Short exercise> Leave out the pictures and repeat exactly the lines between the one containing "What React and" and the one containing "const awayColor = bet.pick", inclusive.

── Records supplied

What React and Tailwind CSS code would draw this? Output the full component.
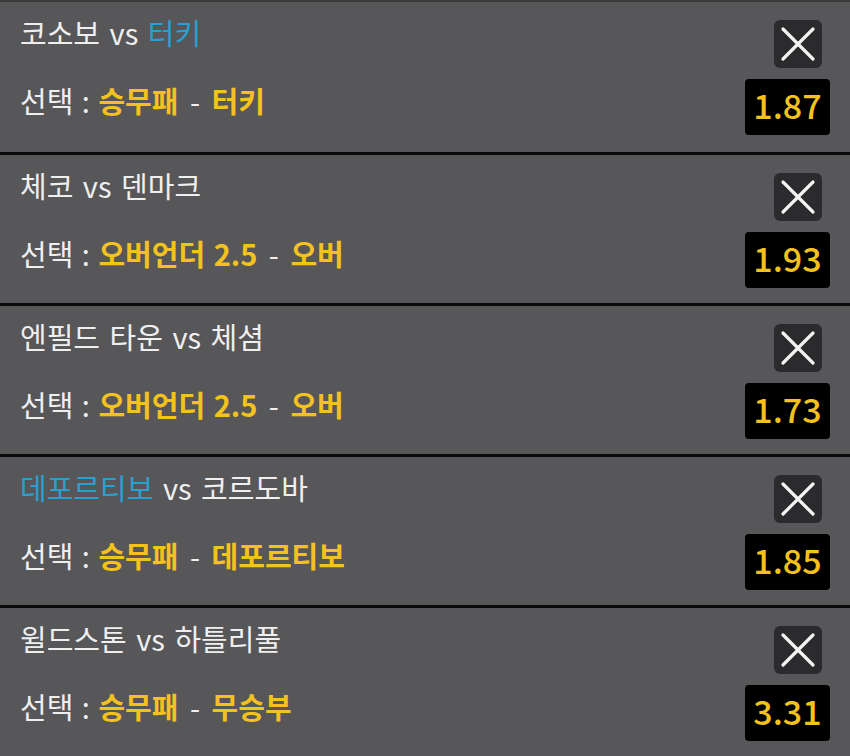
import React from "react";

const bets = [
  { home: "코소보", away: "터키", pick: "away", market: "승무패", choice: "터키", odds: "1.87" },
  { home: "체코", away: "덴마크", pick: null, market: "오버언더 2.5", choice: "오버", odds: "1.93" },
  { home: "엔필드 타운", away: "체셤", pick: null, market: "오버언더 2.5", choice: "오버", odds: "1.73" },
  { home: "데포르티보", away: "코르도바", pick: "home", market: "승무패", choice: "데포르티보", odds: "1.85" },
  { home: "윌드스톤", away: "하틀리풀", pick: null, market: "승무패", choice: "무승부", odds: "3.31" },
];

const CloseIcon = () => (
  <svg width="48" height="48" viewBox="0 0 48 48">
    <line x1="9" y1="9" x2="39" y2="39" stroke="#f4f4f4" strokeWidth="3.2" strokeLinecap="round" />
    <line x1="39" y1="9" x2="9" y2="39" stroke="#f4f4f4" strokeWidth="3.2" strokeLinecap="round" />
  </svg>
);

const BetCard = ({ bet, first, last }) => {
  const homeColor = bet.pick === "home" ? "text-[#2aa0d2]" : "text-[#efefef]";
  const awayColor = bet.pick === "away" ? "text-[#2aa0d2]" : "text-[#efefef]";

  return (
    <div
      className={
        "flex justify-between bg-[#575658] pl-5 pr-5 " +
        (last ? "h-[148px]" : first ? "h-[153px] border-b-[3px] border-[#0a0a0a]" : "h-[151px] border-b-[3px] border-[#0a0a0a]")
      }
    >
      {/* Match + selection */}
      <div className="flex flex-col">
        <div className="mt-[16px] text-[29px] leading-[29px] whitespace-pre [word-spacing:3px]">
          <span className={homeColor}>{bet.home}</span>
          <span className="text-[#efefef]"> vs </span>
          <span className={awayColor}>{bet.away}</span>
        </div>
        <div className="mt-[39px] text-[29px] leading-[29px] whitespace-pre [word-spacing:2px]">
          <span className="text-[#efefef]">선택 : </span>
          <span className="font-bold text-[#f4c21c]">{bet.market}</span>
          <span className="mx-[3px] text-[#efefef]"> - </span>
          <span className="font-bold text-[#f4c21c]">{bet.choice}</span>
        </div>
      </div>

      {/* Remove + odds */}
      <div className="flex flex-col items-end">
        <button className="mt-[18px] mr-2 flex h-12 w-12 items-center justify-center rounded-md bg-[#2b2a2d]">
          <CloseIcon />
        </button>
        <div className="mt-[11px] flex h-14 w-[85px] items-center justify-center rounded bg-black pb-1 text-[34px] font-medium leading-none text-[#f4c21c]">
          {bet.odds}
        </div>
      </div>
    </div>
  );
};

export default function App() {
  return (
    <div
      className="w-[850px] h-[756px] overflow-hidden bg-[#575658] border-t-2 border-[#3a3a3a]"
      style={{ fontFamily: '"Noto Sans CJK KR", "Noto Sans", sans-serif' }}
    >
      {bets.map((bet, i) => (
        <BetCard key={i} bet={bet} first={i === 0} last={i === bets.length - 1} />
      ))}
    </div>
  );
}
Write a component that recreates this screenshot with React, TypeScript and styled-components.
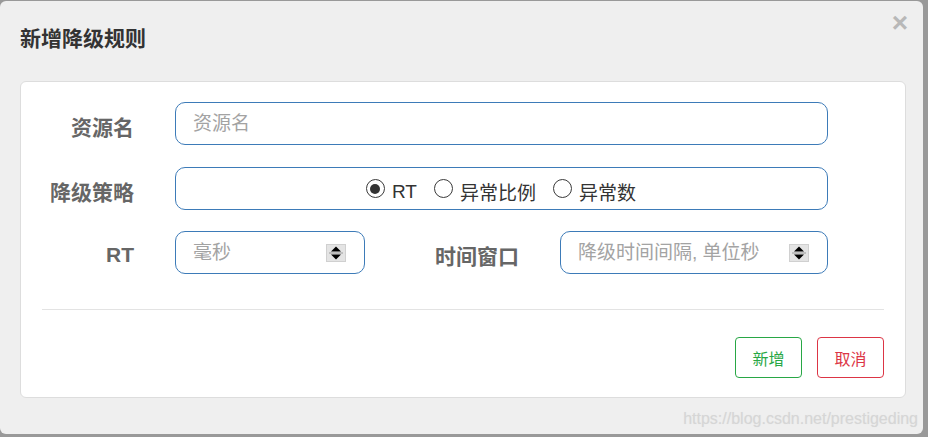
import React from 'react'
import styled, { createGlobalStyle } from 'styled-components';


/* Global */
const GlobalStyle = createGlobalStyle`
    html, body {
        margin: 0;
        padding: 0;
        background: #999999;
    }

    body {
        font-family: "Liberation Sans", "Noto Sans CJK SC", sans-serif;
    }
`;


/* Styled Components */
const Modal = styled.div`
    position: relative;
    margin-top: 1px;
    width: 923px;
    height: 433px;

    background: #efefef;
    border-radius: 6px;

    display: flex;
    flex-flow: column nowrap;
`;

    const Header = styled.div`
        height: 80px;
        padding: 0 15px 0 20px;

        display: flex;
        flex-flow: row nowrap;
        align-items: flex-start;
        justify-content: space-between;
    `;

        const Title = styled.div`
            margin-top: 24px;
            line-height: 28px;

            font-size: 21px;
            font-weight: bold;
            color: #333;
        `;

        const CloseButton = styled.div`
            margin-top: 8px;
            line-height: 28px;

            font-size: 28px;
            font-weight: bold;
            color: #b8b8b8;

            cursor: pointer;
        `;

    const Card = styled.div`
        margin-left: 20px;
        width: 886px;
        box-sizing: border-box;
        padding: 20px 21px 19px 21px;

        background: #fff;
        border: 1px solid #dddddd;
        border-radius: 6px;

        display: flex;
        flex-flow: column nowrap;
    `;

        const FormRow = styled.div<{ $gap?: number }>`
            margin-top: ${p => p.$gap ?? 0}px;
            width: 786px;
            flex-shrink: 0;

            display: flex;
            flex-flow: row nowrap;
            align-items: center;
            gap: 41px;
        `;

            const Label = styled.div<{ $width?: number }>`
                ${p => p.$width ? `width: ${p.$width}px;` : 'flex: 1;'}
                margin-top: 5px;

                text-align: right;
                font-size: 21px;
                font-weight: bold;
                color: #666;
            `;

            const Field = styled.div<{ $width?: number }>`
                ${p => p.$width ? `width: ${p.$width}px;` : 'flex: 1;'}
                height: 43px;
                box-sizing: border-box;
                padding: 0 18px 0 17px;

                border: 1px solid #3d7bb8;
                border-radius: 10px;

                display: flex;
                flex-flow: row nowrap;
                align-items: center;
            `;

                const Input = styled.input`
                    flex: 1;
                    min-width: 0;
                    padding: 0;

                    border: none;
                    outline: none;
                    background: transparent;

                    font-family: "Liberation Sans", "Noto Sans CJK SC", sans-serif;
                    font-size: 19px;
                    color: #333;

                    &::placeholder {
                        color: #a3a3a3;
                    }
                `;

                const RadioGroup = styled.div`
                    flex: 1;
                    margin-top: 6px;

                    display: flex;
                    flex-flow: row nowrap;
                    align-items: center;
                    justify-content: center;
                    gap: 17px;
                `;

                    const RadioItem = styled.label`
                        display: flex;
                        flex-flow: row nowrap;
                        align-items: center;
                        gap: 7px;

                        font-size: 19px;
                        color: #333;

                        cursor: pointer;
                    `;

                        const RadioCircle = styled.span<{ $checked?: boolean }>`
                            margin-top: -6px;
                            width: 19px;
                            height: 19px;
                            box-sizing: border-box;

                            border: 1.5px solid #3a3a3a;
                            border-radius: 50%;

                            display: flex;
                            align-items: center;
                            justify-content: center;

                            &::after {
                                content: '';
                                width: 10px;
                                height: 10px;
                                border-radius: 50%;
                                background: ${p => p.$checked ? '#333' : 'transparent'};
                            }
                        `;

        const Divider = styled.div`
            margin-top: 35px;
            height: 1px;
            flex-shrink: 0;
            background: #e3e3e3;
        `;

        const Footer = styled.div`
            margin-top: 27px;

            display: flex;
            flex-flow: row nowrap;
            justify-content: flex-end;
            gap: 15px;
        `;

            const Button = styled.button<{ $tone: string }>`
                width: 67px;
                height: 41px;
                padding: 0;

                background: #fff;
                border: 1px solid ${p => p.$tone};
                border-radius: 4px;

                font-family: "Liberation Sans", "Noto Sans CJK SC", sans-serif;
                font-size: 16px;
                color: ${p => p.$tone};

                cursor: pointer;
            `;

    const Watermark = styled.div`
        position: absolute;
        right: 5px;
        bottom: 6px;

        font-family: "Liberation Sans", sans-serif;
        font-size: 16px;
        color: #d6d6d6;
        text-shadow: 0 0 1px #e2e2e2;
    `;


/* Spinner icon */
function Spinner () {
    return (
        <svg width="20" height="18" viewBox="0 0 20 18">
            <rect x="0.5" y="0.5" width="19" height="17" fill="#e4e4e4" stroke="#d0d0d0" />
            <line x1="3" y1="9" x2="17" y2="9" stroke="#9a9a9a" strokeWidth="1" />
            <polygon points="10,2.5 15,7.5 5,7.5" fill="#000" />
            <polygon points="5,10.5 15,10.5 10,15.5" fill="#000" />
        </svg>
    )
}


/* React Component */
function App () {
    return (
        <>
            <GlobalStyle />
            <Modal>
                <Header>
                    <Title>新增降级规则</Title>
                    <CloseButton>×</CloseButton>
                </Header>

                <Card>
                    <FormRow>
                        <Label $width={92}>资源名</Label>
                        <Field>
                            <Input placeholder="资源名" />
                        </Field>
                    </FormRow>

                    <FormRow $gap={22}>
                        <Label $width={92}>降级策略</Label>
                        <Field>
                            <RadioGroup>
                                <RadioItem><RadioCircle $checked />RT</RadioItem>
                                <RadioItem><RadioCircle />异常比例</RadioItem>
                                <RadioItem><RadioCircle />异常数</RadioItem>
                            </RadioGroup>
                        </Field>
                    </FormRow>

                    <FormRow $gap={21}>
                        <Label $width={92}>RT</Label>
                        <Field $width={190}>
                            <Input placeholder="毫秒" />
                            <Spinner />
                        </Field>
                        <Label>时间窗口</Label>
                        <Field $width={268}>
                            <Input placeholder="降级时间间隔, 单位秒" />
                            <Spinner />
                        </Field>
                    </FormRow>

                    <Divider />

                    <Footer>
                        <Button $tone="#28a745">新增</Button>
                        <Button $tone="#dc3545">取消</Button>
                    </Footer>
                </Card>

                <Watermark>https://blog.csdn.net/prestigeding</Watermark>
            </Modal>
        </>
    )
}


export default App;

────
── Records supplied

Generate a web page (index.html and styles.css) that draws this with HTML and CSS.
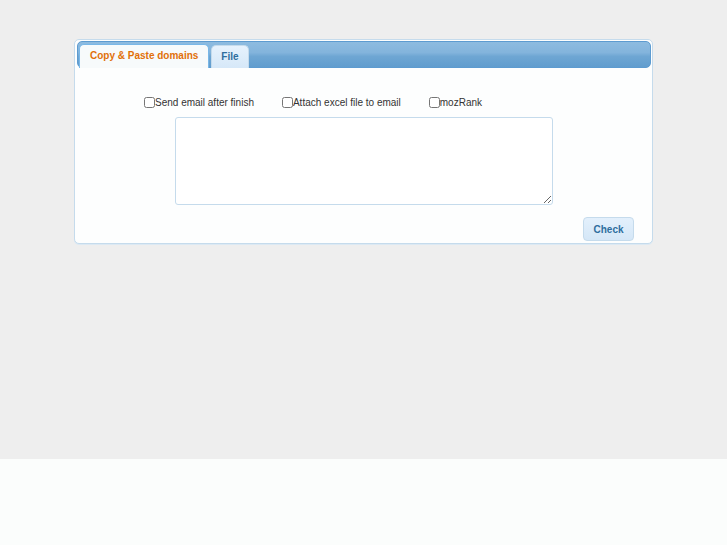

────
── Records supplied

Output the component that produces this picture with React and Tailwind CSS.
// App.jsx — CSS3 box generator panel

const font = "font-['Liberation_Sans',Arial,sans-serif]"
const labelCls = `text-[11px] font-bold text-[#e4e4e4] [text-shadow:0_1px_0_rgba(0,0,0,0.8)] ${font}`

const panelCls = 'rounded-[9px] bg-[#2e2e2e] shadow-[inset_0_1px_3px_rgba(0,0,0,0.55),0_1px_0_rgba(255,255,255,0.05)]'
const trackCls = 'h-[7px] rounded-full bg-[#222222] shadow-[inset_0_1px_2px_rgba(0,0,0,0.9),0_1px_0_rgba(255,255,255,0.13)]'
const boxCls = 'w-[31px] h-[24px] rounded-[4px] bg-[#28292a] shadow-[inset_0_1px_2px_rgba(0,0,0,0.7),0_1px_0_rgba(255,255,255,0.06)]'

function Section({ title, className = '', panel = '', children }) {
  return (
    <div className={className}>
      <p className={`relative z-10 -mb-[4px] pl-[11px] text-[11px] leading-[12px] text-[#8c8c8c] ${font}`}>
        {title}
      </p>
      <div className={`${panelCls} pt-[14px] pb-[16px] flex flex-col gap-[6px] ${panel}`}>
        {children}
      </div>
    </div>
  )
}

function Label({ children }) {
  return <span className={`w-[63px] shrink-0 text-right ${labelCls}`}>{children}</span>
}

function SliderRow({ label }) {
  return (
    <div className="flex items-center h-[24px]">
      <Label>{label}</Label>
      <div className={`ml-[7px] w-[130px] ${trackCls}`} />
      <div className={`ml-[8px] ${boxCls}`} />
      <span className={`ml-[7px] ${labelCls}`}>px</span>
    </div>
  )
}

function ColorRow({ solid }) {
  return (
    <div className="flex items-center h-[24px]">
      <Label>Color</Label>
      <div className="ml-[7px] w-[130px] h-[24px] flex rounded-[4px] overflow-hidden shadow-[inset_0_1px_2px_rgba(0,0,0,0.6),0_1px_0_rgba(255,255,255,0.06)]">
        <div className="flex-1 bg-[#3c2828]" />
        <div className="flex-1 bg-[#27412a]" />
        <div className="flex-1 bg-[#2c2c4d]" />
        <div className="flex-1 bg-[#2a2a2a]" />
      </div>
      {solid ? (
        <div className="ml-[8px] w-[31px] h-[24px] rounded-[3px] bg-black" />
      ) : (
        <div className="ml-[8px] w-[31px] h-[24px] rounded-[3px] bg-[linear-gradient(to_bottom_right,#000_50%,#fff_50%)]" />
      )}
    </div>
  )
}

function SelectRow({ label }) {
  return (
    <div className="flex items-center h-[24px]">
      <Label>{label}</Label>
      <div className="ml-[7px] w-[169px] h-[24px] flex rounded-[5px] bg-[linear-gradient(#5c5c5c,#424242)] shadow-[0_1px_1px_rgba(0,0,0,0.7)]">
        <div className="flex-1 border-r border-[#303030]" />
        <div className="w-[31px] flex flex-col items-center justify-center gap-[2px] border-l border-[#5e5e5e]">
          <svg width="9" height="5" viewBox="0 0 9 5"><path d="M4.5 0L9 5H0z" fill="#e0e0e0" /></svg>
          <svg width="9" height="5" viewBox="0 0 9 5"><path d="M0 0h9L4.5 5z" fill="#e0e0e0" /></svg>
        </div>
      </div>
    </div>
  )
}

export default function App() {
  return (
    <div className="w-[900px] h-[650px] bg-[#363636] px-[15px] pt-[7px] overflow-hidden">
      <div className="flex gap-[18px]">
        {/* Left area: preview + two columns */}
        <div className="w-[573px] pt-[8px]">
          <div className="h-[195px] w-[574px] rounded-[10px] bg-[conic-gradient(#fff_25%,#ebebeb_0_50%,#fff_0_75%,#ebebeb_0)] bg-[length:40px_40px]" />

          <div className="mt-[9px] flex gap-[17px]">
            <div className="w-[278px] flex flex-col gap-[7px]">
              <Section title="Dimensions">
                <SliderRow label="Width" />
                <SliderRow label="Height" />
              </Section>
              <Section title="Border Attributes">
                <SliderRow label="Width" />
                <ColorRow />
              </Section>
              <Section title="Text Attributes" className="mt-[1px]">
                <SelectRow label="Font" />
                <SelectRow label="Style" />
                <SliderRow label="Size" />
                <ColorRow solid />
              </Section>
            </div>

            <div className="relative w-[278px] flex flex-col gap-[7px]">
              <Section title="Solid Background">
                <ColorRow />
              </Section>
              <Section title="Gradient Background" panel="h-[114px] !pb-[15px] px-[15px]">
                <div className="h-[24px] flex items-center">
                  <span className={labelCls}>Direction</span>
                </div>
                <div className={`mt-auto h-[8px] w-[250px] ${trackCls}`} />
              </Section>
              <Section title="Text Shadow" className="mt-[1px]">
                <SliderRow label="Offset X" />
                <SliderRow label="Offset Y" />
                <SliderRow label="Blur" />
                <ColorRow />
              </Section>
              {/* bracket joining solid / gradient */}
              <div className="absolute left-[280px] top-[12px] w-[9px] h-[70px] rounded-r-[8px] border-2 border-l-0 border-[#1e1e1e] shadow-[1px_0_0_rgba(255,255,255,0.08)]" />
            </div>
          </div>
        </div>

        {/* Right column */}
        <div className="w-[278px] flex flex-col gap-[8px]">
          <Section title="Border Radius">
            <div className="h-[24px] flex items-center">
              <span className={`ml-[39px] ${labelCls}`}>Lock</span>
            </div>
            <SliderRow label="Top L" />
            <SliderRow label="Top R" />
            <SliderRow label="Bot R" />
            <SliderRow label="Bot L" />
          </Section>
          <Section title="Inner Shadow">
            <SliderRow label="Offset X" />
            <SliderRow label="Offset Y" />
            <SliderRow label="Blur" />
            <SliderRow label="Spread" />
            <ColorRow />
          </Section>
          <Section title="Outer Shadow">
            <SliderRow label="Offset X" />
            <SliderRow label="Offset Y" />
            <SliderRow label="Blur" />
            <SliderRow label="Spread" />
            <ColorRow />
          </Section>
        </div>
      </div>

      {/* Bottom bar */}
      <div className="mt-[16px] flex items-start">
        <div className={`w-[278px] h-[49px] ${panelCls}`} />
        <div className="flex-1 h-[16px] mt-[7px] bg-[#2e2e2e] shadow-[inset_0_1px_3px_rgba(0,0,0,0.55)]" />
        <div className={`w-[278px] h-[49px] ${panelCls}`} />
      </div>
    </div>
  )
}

────

Written answer>
What React and Tailwind CSS code would draw this? Output the full component.
import React from "react";

const bets = [
  { home: "코소보", away: "터키", pick: "away", market: "승무패", choice: "터키", odds: "1.87" },
  { home: "체코", away: "덴마크", pick: null, market: "오버언더 2.5", choice: "오버", odds: "1.93" },
  { home: "엔필드 타운", away: "체셤", pick: null, market: "오버언더 2.5", choice: "오버", odds: "1.73" },
  { home: "데포르티보", away: "코르도바", pick: "home", market: "승무패", choice: "데포르티보", odds: "1.85" },
  { home: "윌드스톤", away: "하틀리풀", pick: null, market: "승무패", choice: "무승부", odds: "3.31" },
];

const CloseIcon = () => (
  <svg width="48" height="48" viewBox="0 0 48 48">
    <line x1="9" y1="9" x2="39" y2="39" stroke="#f4f4f4" strokeWidth="3.2" strokeLinecap="round" />
    <line x1="39" y1="9" x2="9" y2="39" stroke="#f4f4f4" strokeWidth="3.2" strokeLinecap="round" />
  </svg>
);

const BetCard = ({ bet, first, last }) => {
  const homeColor = bet.pick === "home" ? "text-[#2aa0d2]" : "text-[#efefef]";
  const awayColor = bet.pick === "away" ? "text-[#2aa0d2]" : "text-[#efefef]";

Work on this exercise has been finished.